/---
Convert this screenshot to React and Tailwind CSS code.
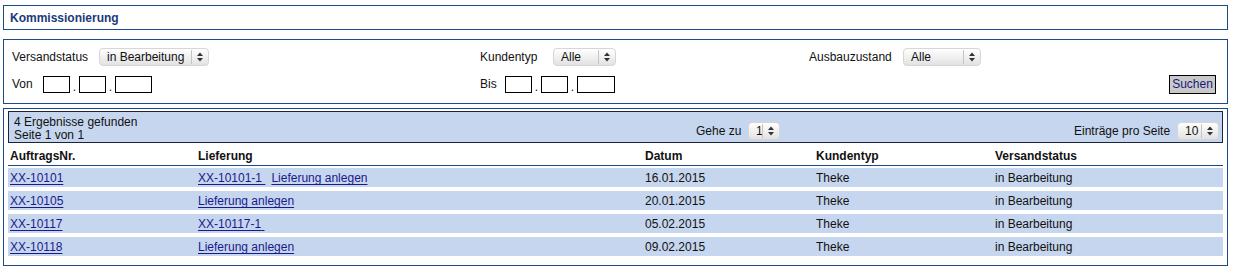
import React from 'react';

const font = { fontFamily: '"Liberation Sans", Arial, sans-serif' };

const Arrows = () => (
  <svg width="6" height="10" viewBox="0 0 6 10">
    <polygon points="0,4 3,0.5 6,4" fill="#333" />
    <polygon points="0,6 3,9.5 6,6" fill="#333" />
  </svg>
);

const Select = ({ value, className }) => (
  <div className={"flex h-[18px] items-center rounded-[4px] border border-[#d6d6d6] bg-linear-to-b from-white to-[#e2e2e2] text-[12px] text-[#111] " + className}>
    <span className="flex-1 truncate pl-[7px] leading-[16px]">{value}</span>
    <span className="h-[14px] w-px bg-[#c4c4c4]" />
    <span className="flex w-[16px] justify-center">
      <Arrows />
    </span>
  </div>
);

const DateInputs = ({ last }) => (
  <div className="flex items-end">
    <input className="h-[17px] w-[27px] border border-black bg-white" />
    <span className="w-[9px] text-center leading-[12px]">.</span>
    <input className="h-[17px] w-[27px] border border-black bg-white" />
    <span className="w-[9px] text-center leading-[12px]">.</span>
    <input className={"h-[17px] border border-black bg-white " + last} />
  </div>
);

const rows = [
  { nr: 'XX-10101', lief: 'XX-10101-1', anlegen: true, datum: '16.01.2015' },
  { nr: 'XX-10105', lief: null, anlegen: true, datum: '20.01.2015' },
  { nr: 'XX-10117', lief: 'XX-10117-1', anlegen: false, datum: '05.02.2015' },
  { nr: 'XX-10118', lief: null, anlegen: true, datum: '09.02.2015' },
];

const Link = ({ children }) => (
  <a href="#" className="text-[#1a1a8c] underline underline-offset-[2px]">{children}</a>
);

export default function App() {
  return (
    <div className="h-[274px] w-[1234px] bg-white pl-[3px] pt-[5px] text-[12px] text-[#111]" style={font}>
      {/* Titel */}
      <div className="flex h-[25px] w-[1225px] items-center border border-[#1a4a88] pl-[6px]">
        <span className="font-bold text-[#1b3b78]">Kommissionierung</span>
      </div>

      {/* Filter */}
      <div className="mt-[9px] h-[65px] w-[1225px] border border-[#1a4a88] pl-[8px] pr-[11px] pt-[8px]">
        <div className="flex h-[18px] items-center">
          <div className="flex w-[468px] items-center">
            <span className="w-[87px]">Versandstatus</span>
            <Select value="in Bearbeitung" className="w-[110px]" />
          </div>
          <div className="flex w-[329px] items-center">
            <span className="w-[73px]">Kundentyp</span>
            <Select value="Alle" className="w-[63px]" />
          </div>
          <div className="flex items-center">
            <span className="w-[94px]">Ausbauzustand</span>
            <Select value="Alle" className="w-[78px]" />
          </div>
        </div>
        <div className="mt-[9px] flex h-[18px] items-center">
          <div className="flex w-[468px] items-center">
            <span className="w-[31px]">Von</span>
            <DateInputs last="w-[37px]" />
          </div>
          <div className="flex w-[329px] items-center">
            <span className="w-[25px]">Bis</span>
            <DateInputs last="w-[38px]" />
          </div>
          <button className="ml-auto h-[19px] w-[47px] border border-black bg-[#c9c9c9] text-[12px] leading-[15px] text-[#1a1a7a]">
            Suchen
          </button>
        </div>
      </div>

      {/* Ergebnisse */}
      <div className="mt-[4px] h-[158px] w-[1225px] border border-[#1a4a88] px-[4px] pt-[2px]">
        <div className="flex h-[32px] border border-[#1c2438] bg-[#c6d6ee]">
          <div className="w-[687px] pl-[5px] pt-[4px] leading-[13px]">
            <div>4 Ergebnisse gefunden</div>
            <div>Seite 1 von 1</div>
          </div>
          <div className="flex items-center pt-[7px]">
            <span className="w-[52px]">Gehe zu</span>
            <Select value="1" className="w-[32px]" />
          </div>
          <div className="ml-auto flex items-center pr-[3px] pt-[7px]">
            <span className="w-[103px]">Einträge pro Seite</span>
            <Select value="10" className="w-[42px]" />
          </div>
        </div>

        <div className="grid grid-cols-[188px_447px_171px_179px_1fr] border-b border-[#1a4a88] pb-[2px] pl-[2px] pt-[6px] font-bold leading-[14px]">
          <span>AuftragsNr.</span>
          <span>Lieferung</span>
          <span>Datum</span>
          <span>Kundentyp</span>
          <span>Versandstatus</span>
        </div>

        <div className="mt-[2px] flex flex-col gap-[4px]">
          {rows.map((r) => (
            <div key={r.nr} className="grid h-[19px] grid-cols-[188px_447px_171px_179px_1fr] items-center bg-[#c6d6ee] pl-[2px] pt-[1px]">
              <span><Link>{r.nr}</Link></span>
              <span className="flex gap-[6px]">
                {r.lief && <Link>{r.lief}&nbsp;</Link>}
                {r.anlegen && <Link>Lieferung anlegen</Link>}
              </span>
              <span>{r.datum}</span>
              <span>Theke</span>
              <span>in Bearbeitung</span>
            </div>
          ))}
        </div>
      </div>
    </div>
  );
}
\---
Required task:
Return each line of the data that contains the string "React".

Finished exercise:
Convert this screenshot to React and Tailwind CSS code.
import React from 'react';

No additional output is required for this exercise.